Your next job may be in your past
➔ Job seeking is a process – a sales process. You’re essentially selling yourself and a job interview is your chance to make your sales pitch.
There are a lot characteristics that you can emphasize as part of your sales pitch. This is true for all job seekers. Everyone has something to offer.
It should come as no surprise that, for older job seekers, their strongest sales benefit is their experience.
Not true across the board
For anyone who has ever looked into investing their money in a stock, a mutual fund, or any investment vehicle, you’re familiar with the phrase “past results are no guarantee of future performance.” When you’re talking about investing your money, that is on-the-button true.
The same can’t be said, however, for job seeking. In fact, just the opposite is generally the case.

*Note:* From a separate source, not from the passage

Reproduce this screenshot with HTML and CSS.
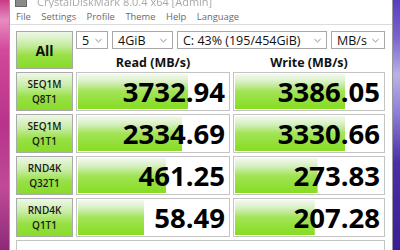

Hall of Fame football coach Bill Parcells likes to say that “you are what your record says you are.” That is: if you have a .500 record, your team is likely to be middle-of-the-road average. Likewise, if you have a winning record, you’re likely to be a winning team. And, well, you know the rest.
The same is true for job seekers. If you want to convince an interviewer what kind of an employee you’ll be, have them check your track record. Have them look at what you’ve done. In this case, past behavior is the best predictor of future success.
You know that you’ll be successful at this job, because you’ve been successful at jobs in the past – maybe even at doing the exact same thing that you’re interviewing for now. But that’s the low-hanging fruit.
Even if it’s something different – maybe even a different career altogether, there are probably still correlations. If punctuality is important in this job, you’ve proven that you can be punctual. If working independently is key to success in this job, in your past work life you’ve shown that you can work independently… and that you’re pretty darn good at.
It doesn’t matter that you don’t have a track record of doing precisely what this new job calls for, you most likely have some soft skill(s), some transferable skill(s) that will apply. That’s all a part of selling you!